◆ **Supplied information**
>>>>
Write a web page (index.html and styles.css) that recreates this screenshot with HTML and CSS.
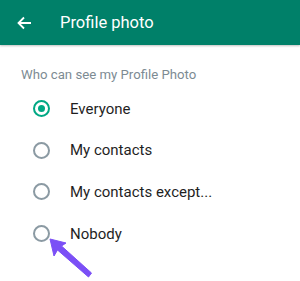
FILE: index.html
```html
<!DOCTYPE html>
<html>
<head>
<meta charset="utf-8">
<link rel="stylesheet" href="styles.css">
</head>
<body>
<header class="bar">
  <svg class="back" width="16" height="16" viewBox="0 0 16 16"><path d="M15 8H2.5M8 2.5L2.5 8 8 13.5" fill="none" stroke="#fff" stroke-width="1.8"/></svg>
  <span class="title">Profile photo</span>
</header>
<main class="content">
  <div class="caption">Who can see my Profile Photo</div>
  <ul class="options">
    <li class="opt"><span class="radio on"></span><span class="label">Everyone</span></li>
    <li class="opt"><span class="radio"></span><span class="label">My contacts</span></li>
    <li class="opt"><span class="radio"></span><span class="label">My contacts except...</span></li>
    <li class="opt"><span class="radio"></span><span class="label">Nobody</span>
      <svg class="pointer" width="50" height="45" viewBox="0 0 50 45"><polygon points="4,3 20,7 15.5,10 45.5,37 42.5,41 11.5,14 8,20" fill="#7b4ff6" stroke="#7b4ff6" stroke-width="1" stroke-linejoin="round"/></svg>
    </li>
  </ul>
</main>
</body>
</html>
```
FILE: styles.css
```css
html, body { margin: 0; padding: 0; background: #fff; }
body { width: 300px; height: 281px; overflow: hidden; font-family: Roboto, "Noto Sans", sans-serif; }
.bar {
  height: 45px; background: #008069; display: flex; align-items: center;
  box-shadow: 0 1px 2px rgba(0,0,0,0.25); position: relative;
}
.back { margin-left: 16px; }
.title { color: #fff; font-size: 16.5px; margin-left: 28px; }
.content { padding: 22px 0 0 21px; }
.caption { color: #7d8b93; font-size: 13.2px; line-height: 16px; }
.options { list-style: none; margin: 5px 0 0 0; padding: 0; }
.opt { height: 41.6px; display: flex; align-items: center; position: relative; }
.radio {
  width: 13px; height: 13px; border: 2px solid #8b9aa3; border-radius: 50%;
  margin-left: 12px; box-sizing: content-box; position: relative;
}
.radio.on { border-color: #00a884; }
.radio.on::after {
  content: ""; position: absolute; left: 3px; top: 3px; width: 7px; height: 7px;
  border-radius: 50%; background: #00a884;
}
.label { margin-left: 20px; font-size: 15px; color: #1f1f1f; }
.pointer { position: absolute; left: 25px; top: 23px; }
```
<<<<
Copy the material exactly. Do not include the pictures.

Write a web page (index.html and styles.css) that recreates this screenshot with HTML and CSS.
FILE: index.html
```html
<!DOCTYPE html>
<html>
<head>
<meta charset="utf-8">
<link rel="stylesheet" href="styles.css">
</head>
<body>
<header class="bar">
  <svg class="back" width="16" height="16" viewBox="0 0 16 16"><path d="M15 8H2.5M8 2.5L2.5 8 8 13.5" fill="none" stroke="#fff" stroke-width="1.8"/></svg>
  <span class="title">Profile photo</span>
</header>
<main class="content">
  <div class="caption">Who can see my Profile Photo</div>
  <ul class="options">
    <li class="opt"><span class="radio on"></span><span class="label">Everyone</span></li>
    <li class="opt"><span class="radio"></span><span class="label">My contacts</span></li>
    <li class="opt"><span class="radio"></span><span class="label">My contacts except...</span></li>
    <li class="opt"><span class="radio"></span><span class="label">Nobody</span>
      <svg class="pointer" width="50" height="45" viewBox="0 0 50 45"><polygon points="4,3 20,7 15.5,10 45.5,37 42.5,41 11.5,14 8,20" fill="#7b4ff6" stroke="#7b4ff6" stroke-width="1" stroke-linejoin="round"/></svg>
    </li>
  </ul>
</main>
</body>
</html>
```
FILE: styles.css
```css
html, body { margin: 0; padding: 0; background: #fff; }
body { width: 300px; height: 281px; overflow: hidden; font-family: Roboto, "Noto Sans", sans-serif; }
.bar {
  height: 45px; background: #008069; display: flex; align-items: center;
  box-shadow: 0 1px 2px rgba(0,0,0,0.25); position: relative;
}
.back { margin-left: 16px; }
.title { color: #fff; font-size: 16.5px; margin-left: 28px; }
.content { padding: 22px 0 0 21px; }
.caption { color: #7d8b93; font-size: 13.2px; line-height: 16px; }
.options { list-style: none; margin: 5px 0 0 0; padding: 0; }
.opt { height: 41.6px; display: flex; align-items: center; position: relative; }
.radio {
  width: 13px; height: 13px; border: 2px solid #8b9aa3; border-radius: 50%;
  margin-left: 12px; box-sizing: content-box; position: relative;
}
.radio.on { border-color: #00a884; }
.radio.on::after {
  content: ""; position: absolute; left: 3px; top: 3px; width: 7px; height: 7px;
  border-radius: 50%; background: #00a884;
}
.label { margin-left: 20px; font-size: 15px; color: #1f1f1f; }
.pointer { position: absolute; left: 25px; top: 23px; }
```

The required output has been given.